YOUR INSTRUCTIONS:
Extract the full listing verbatim and drop any pictures from your copy.

RECORDED INFORMATION:
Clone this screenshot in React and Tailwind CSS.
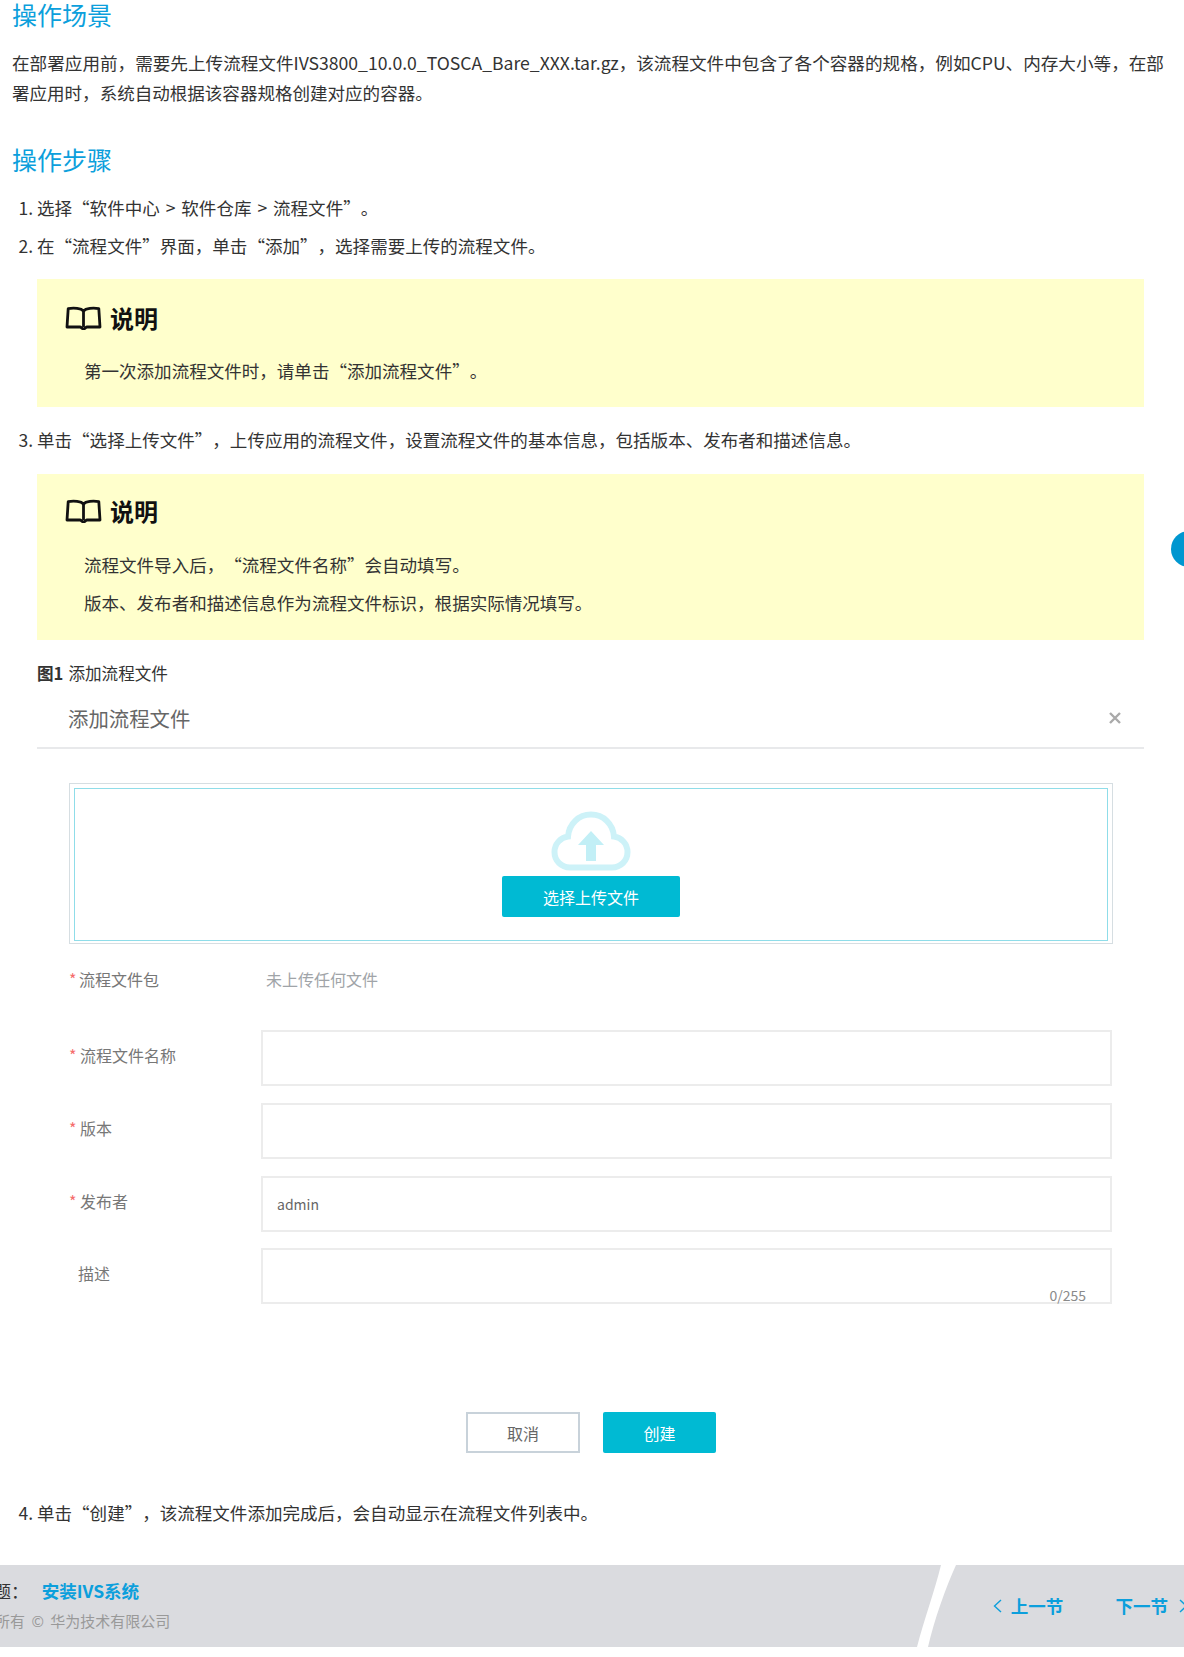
const FONT = "font-['Noto_Sans_CJK_SC','Noto_Sans',sans-serif]";

// the quotes in the reference take a full character cell
const Lq = () => <span className="inline-block w-[1em] text-right">“</span>;
const Rq = () => <span className="inline-block w-[1em] text-left">”</span>;
const Gt = () => <span className="mx-[2px]"> &gt; </span>;

const BookIcon = () => (
  <svg width="37" height="24" viewBox="0 0 37 24" fill="none" stroke="#111" strokeWidth="2.8" strokeLinejoin="round">
    <path d="M18.5 5C16 2.2 9 1.6 3.2 2.6L2 21H15C16.2 21 17 22.8 18.5 22.8C20 22.8 20.8 21 22 21H35L33.8 2.6C28 1.6 21 2.2 18.5 5Z" />
    <path d="M18.5 5V21" />
  </svg>
);

const CloudIcon = () => (
  <svg width="80" height="60" viewBox="0 0 80 60" fill="none">
    <path
      d="M19 56.5H61C70 56.5 76.5 49.5 76.5 41C76.5 33 70.5 26.5 63 25.5C62 13 52.5 3.5 40 3.5C27.5 3.5 18 13 17 25.5C9.5 26.5 3.5 33 3.5 41C3.5 49.5 10 56.5 19 56.5Z"
      stroke="#cdf2f8"
      strokeWidth="6"
    />
    <path d="M40 20L53 34H45V50H35V34H27Z" fill="#c2eff6" />
  </svg>
);

const Note = ({ children, className }) => (
  <div className={`bg-[#ffffcc] pl-[47px] ${className}`}>
    <div className="-ml-[19px] flex h-[30px] items-center gap-[8px]">
      <BookIcon />
      <span className="text-[24px] leading-[30px] font-bold text-[#111]">说明</span>
    </div>
    {children}
  </div>
);

const FormRow = ({ label, required, children, className = '' }) => (
  <div className={`flex ${className}`}>
    <div className="flex h-[49px] w-[192px] shrink-0 items-center text-[16px] text-[#777]">
      {required ? <span className="w-[11px] text-[#f56c6c]">*</span> : <span className="w-[9px]" />}
      {label}
    </div>
    {children}
  </div>
);

const InputBox = ({ children }) => (
  <div className="relative flex h-[56px] w-[851px] items-center border-2 border-[#ececec] pl-[14px] text-[14px] text-[#666]">
    {children}
  </div>
);

export default function App() {
  return (
    <div className={`relative h-[1657px] w-[1184px] overflow-hidden bg-white text-[17.55px] text-[#333] ${FONT}`}>
      <div className="px-3">
        <h2 className="h-[28px] text-[25px] leading-[28px] text-[#0c9fdc]">操作场景</h2>
        <p className="mt-[20px] leading-[30px]">
          <span className="text-[17.6px]">
            在部署应用前，需要先上传流程文件IVS3800_10.0.0_TOSCA_Bare_XXX.tar.gz，该流程文件中包含了各个容器的规格，例如CPU、内存大小等，在部
          </span>
          <br />
          署应用时，系统自动根据该容器规格创建对应的容器。
        </p>
        <h2 className="mt-[36px] h-[30px] text-[25px] leading-[30px] text-[#0c9fdc]">操作步骤</h2>

        <ol className="mt-[15px] list-decimal pr-[28px] pl-[25px] leading-[38px]">
          <li>
            选择<Lq />软件中心<Gt />软件仓库<Gt />流程文件<Rq />。
          </li>
          <li>
            在<Lq />流程文件<Rq />界面，单击<Lq />添加<Rq />，选择需要上传的流程文件。
            <Note className="mt-[14px] pt-[24px] pb-[21px]">
              <p className="mt-[23px] leading-[30px]">
                第一次添加流程文件时，请单击<Lq />添加流程文件<Rq />。
              </p>
            </Note>
          </li>
          <li className="mt-[14px]">
            单击<Lq />选择上传文件<Rq />，上传应用的流程文件，设置流程文件的基本信息，包括版本、发布者和描述信息。
            <Note className="mt-[15px] pt-[22px] pb-[18px]">
              <p className="mt-[20px]">
                流程文件导入后，<Lq />流程文件名称<Rq />会自动填写。
              </p>
              <p>版本、发布者和描述信息作为流程文件标识，根据实际情况填写。</p>
            </Note>

            <p className="mt-[18px] h-[30px] text-[16.6px] leading-[30px]">
              <b>图1</b>
              <span className="ml-[5px]">添加流程文件</span>
            </p>

            <div className="flex h-[61px] items-center justify-between border-b-2 border-[#e8e9eb] pr-[23px] pl-[31px]">
              <span className="text-[20.4px] text-[#666]">添加流程文件</span>
              <svg width="12" height="12" viewBox="0 0 12 12" stroke="#aaa" strokeWidth="2.4">
                <path d="M1 1L11 11M11 1L1 11" />
              </svg>
            </div>

            <div className="mt-[34px] mr-[31px] ml-[32px]">
              <div className="h-[161px] border border-[#d6dee2] px-[4px] pt-[4px] pb-[2px]">
                <div className="flex h-full flex-col items-center border border-[#8fdde9] pt-[22px]">
                  <CloudIcon />
                  <button className="mt-[5px] h-[41px] w-[178px] rounded-[2px] bg-[#00bad3] text-[16px] text-white">
                    选择上传文件
                  </button>
                </div>
              </div>

              <div className="mt-[10px] flex h-[50px] items-center text-[16px]">
                <div className="flex w-[197px] items-center text-[#777]">
                  <span className="w-[10px] text-[#f56c6c]">*</span>流程文件包
                </div>
                <span className="text-[#a0a4a8]">未上传任何文件</span>
              </div>

              <FormRow label="流程文件名称" required className="mt-[26px]">
                <InputBox />
              </FormRow>
              <FormRow label="版本" required className="mt-[17px]">
                <InputBox />
              </FormRow>
              <FormRow label="发布者" required className="mt-[17px]">
                <InputBox>admin</InputBox>
              </FormRow>
              <FormRow label="描述" className="mt-[16px]">
                <InputBox>
                  <span className="absolute right-[24px] -bottom-[3px] leading-[20px] text-[#8a8a8a]">0/255</span>
                </InputBox>
              </FormRow>

              <div className="mt-[108px] flex h-[41px] gap-[23px] pl-[397px] text-[16px]">
                <button className="w-[114px] border-2 border-[#c8d2da] text-[#666]">取消</button>
                <button className="w-[113px] rounded-[2px] bg-[#00bad3] text-white">创建</button>
              </div>
            </div>
          </li>
          <li className="mt-[41px]">
            单击<Lq />创建<Rq />，该流程文件添加完成后，会自动显示在流程文件列表中。
          </li>
        </ol>
      </div>

      {/* footer bar, its text runs off the left and right edges like in the page */}
      <footer className="relative mt-[33px] flex h-[82px] justify-between bg-[#dadbdf]">
        <div className="pt-[12px]">
          <div className="-ml-[59px] flex h-[28px] items-center whitespace-nowrap">
            <span>上一主题：</span>
            <a className="ml-[13px] font-bold text-[#0c9fdc]">安装IVS系统</a>
          </div>
          <div className="mt-[2px] -ml-[35px] text-[15px] leading-[28px] whitespace-nowrap text-[#999]">
            版权所有<span className="mx-[3px]"> © </span>华为技术有限公司
          </div>
        </div>
        <div className="-mr-[4px] flex items-center gap-[9px] font-bold text-[#0c9fdc]">
          <svg width="9" height="14" viewBox="0 0 9 14" fill="none" stroke="#0c9fdc" strokeWidth="1.4">
            <path d="M8 1L1.5 7L8 13" />
          </svg>
          <span>上一节</span>
          <span className="ml-[43px]">下一节</span>
          <svg width="9" height="14" viewBox="0 0 9 14" fill="none" stroke="#0c9fdc" strokeWidth="1.4" className="ml-[2px]">
            <path d="M1 1L7.5 7L1 13" />
          </svg>
        </div>
        <svg className="absolute top-0 left-[910px] h-[82px] w-[50px]" viewBox="0 0 50 82">
          <path d="M31 0H46C36 22 24 55 18 82H7C14 55 25 25 31 0Z" fill="#fff" />
        </svg>
      </footer>

      <div className="absolute top-[531px] left-[1171px] h-[36px] w-[36px] rounded-full bg-[#0097d0]" />
    </div>
  );
}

EXERCISE RESULT:
Clone this screenshot in React and Tailwind CSS.
const FONT = "font-['Noto_Sans_CJK_SC','Noto_Sans',sans-serif]";

// the quotes in the reference take a full character cell
const Lq = () => <span className="inline-block w-[1em] text-right">“</span>;
const Rq = () => <span className="inline-block w-[1em] text-left">”</span>;
const Gt = () => <span className="mx-[2px]"> &gt; </span>;

const BookIcon = () => (
  <svg width="37" height="24" viewBox="0 0 37 24" fill="none" stroke="#111" strokeWidth="2.8" strokeLinejoin="round">
    <path d="M18.5 5C16 2.2 9 1.6 3.2 2.6L2 21H15C16.2 21 17 22.8 18.5 22.8C20 22.8 20.8 21 22 21H35L33.8 2.6C28 1.6 21 2.2 18.5 5Z" />
    <path d="M18.5 5V21" />
  </svg>
);

const CloudIcon = () => (
  <svg width="80" height="60" viewBox="0 0 80 60" fill="none">
    <path
      d="M19 56.5H61C70 56.5 76.5 49.5 76.5 41C76.5 33 70.5 26.5 63 25.5C62 13 52.5 3.5 40 3.5C27.5 3.5 18 13 17 25.5C9.5 26.5 3.5 33 3.5 41C3.5 49.5 10 56.5 19 56.5Z"
      stroke="#cdf2f8"
      strokeWidth="6"
    />
    <path d="M40 20L53 34H45V50H35V34H27Z" fill="#c2eff6" />
  </svg>
);

const Note = ({ children, className }) => (
  <div className={`bg-[#ffffcc] pl-[47px] ${className}`}>
    <div className="-ml-[19px] flex h-[30px] items-center gap-[8px]">
      <BookIcon />
      <span className="text-[24px] leading-[30px] font-bold text-[#111]">说明</span>
    </div>
    {children}
  </div>
);

const FormRow = ({ label, required, children, className = '' }) => (
  <div className={`flex ${className}`}>
    <div className="flex h-[49px] w-[192px] shrink-0 items-center text-[16px] text-[#777]">
      {required ? <span className="w-[11px] text-[#f56c6c]">*</span> : <span className="w-[9px]" />}
      {label}
    </div>
    {children}
  </div>
);

const InputBox = ({ children }) => (
  <div className="relative flex h-[56px] w-[851px] items-center border-2 border-[#ececec] pl-[14px] text-[14px] text-[#666]">
    {children}
  </div>
);

export default function App() {
  return (
    <div className={`relative h-[1657px] w-[1184px] overflow-hidden bg-white text-[17.55px] text-[#333] ${FONT}`}>
      <div className="px-3">
        <h2 className="h-[28px] text-[25px] leading-[28px] text-[#0c9fdc]">操作场景</h2>
        <p className="mt-[20px] leading-[30px]">
          <span className="text-[17.6px]">
            在部署应用前，需要先上传流程文件IVS3800_10.0.0_TOSCA_Bare_XXX.tar.gz，该流程文件中包含了各个容器的规格，例如CPU、内存大小等，在部
          </span>
          <br />
          署应用时，系统自动根据该容器规格创建对应的容器。
        </p>
        <h2 className="mt-[36px] h-[30px] text-[25px] leading-[30px] text-[#0c9fdc]">操作步骤</h2>

        <ol className="mt-[15px] list-decimal pr-[28px] pl-[25px] leading-[38px]">
          <li>
            选择<Lq />软件中心<Gt />软件仓库<Gt />流程文件<Rq />。
          </li>
          <li>
            在<Lq />流程文件<Rq />界面，单击<Lq />添加<Rq />，选择需要上传的流程文件。
            <Note className="mt-[14px] pt-[24px] pb-[21px]">
              <p className="mt-[23px] leading-[30px]">
                第一次添加流程文件时，请单击<Lq />添加流程文件<Rq />。
              </p>
            </Note>
          </li>
          <li className="mt-[14px]">
            单击<Lq />选择上传文件<Rq />，上传应用的流程文件，设置流程文件的基本信息，包括版本、发布者和描述信息。
            <Note className="mt-[15px] pt-[22px] pb-[18px]">
              <p className="mt-[20px]">
                流程文件导入后，<Lq />流程文件名称<Rq />会自动填写。
              </p>
              <p>版本、发布者和描述信息作为流程文件标识，根据实际情况填写。</p>
            </Note>

            <p className="mt-[18px] h-[30px] text-[16.6px] leading-[30px]">
              <b>图1</b>
              <span className="ml-[5px]">添加流程文件</span>
            </p>

            <div className="flex h-[61px] items-center justify-between border-b-2 border-[#e8e9eb] pr-[23px] pl-[31px]">
              <span className="text-[20.4px] text-[#666]">添加流程文件</span>
              <svg width="12" height="12" viewBox="0 0 12 12" stroke="#aaa" strokeWidth="2.4">
                <path d="M1 1L11 11M11 1L1 11" />
              </svg>
            </div>

            <div className="mt-[34px] mr-[31px] ml-[32px]">
              <div className="h-[161px] border border-[#d6dee2] px-[4px] pt-[4px] pb-[2px]">
                <div className="flex h-full flex-col items-center border border-[#8fdde9] pt-[22px]">
                  <CloudIcon />
                  <button className="mt-[5px] h-[41px] w-[178px] rounded-[2px] bg-[#00bad3] text-[16px] text-white">
                    选择上传文件
                  </button>
                </div>
              </div>

              <div className="mt-[10px] flex h-[50px] items-center text-[16px]">
                <div className="flex w-[197px] items-center text-[#777]">
                  <span className="w-[10px] text-[#f56c6c]">*</span>流程文件包
                </div>
                <span className="text-[#a0a4a8]">未上传任何文件</span>
              </div>

              <FormRow label="流程文件名称" required className="mt-[26px]">
                <InputBox />
              </FormRow>
              <FormRow label="版本" required className="mt-[17px]">
                <InputBox />
              </FormRow>
              <FormRow label="发布者" required className="mt-[17px]">
                <InputBox>admin</InputBox>
              </FormRow>
              <FormRow label="描述" className="mt-[16px]">
                <InputBox>
                  <span className="absolute right-[24px] -bottom-[3px] leading-[20px] text-[#8a8a8a]">0/255</span>
                </InputBox>
              </FormRow>

              <div className="mt-[108px] flex h-[41px] gap-[23px] pl-[397px] text-[16px]">
                <button className="w-[114px] border-2 border-[#c8d2da] text-[#666]">取消</button>
                <button className="w-[113px] rounded-[2px] bg-[#00bad3] text-white">创建</button>
              </div>
            </div>
          </li>
          <li className="mt-[41px]">
            单击<Lq />创建<Rq />，该流程文件添加完成后，会自动显示在流程文件列表中。
          </li>
        </ol>
      </div>

      {/* footer bar, its text runs off the left and right edges like in the page */}
      <footer className="relative mt-[33px] flex h-[82px] justify-between bg-[#dadbdf]">
        <div className="pt-[12px]">
          <div className="-ml-[59px] flex h-[28px] items-center whitespace-nowrap">
            <span>上一主题：</span>
            <a className="ml-[13px] font-bold text-[#0c9fdc]">安装IVS系统</a>
          </div>
          <div className="mt-[2px] -ml-[35px] text-[15px] leading-[28px] whitespace-nowrap text-[#999]">
            版权所有<span className="mx-[3px]"> © </span>华为技术有限公司
          </div>
        </div>
        <div className="-mr-[4px] flex items-center gap-[9px] font-bold text-[#0c9fdc]">
          <svg width="9" height="14" viewBox="0 0 9 14" fill="none" stroke="#0c9fdc" strokeWidth="1.4">
            <path d="M8 1L1.5 7L8 13" />
          </svg>
          <span>上一节</span>
          <span className="ml-[43px]">下一节</span>
          <svg width="9" height="14" viewBox="0 0 9 14" fill="none" stroke="#0c9fdc" strokeWidth="1.4" className="ml-[2px]">
            <path d="M1 1L7.5 7L1 13" />
          </svg>
        </div>
        <svg className="absolute top-0 left-[910px] h-[82px] w-[50px]" viewBox="0 0 50 82">
          <path d="M31 0H46C36 22 24 55 18 82H7C14 55 25 25 31 0Z" fill="#fff" />
        </svg>
      </footer>

      <div className="absolute top-[531px] left-[1171px] h-[36px] w-[36px] rounded-full bg-[#0097d0]" />
    </div>
  );
}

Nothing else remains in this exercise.